A Associação Nacional de Juristas Evangélicos (Anajure) também contesta as ações no Supremo. Para eles, criminalizar a LGBTIfobia configura cerceamento da liberdade de crença porque impediria religiosos de se manifestarem contra a homossexualidade e a transexualidade com base em textos como a Bíblia.
“A criminalização da chamada homofobia não tem lastro na realidade dos fatos, suscitaria mais conflitos neste momento de polarização do país, infringiria o princípio da reserva legal, porque seria absurdo a criação de tipo penal pelo judiciário, fora da esquadra do Congresso Nacional”, diz a Anajure em uma declaração de seu presidente, Uziel Santana, publicada no site da organização.

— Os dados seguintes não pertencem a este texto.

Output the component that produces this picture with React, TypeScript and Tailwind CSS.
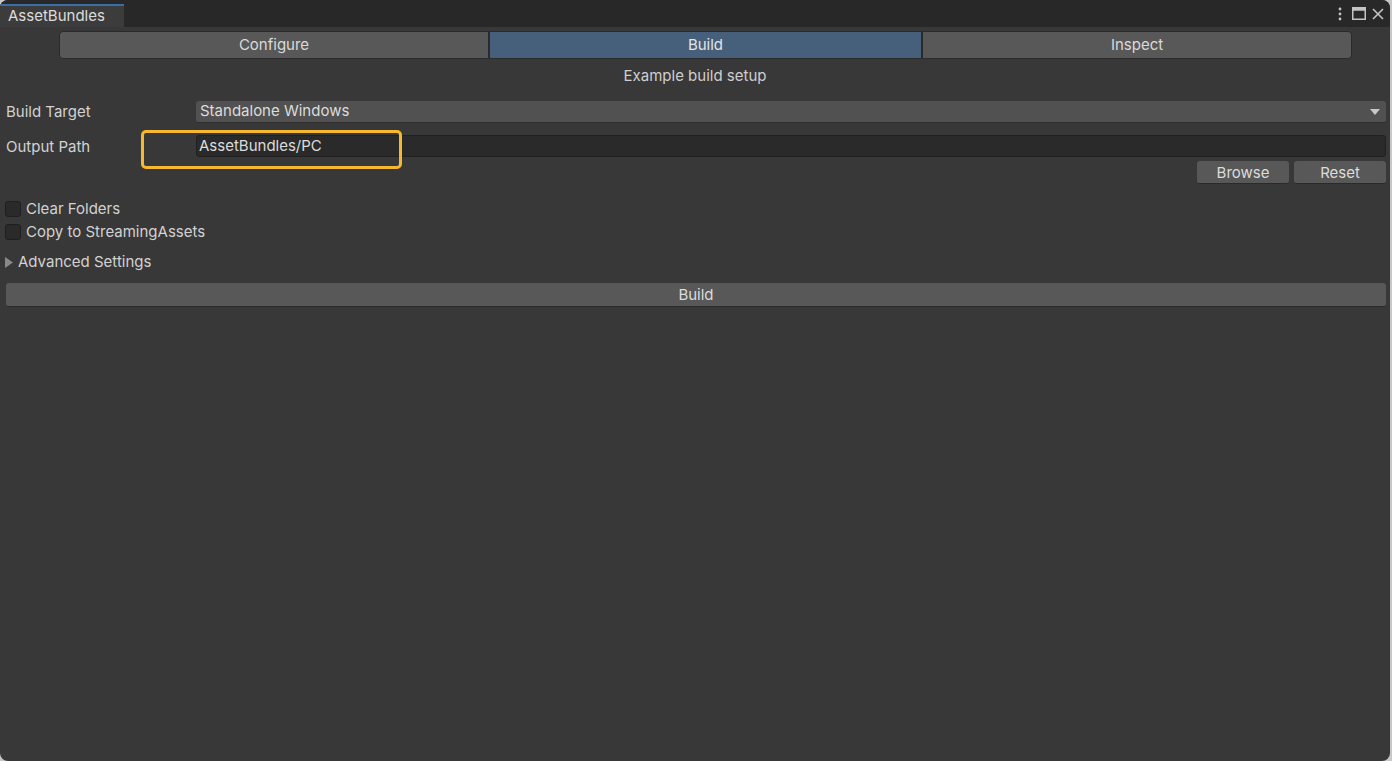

No lado oposto, estão ativistas da comunidade LGBTI e juristas que defendem uma interpretação mais ampla da Constituição de 1988 e reclamam que é preciso que o Judiciário aja, uma vez que o Legislativo nada tem feito e não dá indícios de que debaterá o tema.
O vice-procurador-geral da República, Luciano Mariz Maia, fez um duro discurso a favor da punição para práticas e discursos homofóbicos e transfóbicos no último dia 13, no STF.
— Quantas mortes serão necessárias para sabermos que já morreu gente demais? — exclamou ele.
Maia também destacou a cultura de violência contra negros, pobres, homossexuais e transgêneros no Brasil e da jurisprudência do STF a favor de minorias.
— Esse tribunal nunca se acovardou nem se acovardará. Esse tribunal tem a grandeza de olhar os pequenos. Esse tribunal tem a coragem de afirmar o direito à vida a todos e que todos têm o direito à proteção da lei — afirmou, exaltado.
No último dia 14, o relator de uma das ações, ministro Celso de Mello, defendeu de forma veemente a ampliação dos direitos das pessoas LGBTI.Ele chegou a criticar, sem citar nomes, a ministra Damares Alves (Mulher, Família e Direitos Humanos) ao atacar a declaração dada por ela de que “meninos vestem azul e meninas vestem rosa”.
Por outro lado, Mello também destacou o respeito às atribuições do Congresso, que é o responsável por aprovar leis estabelecendo crimes. O ministro não terminou de votar, e a conclusão do voto dele é esperada para esta quarta-feira.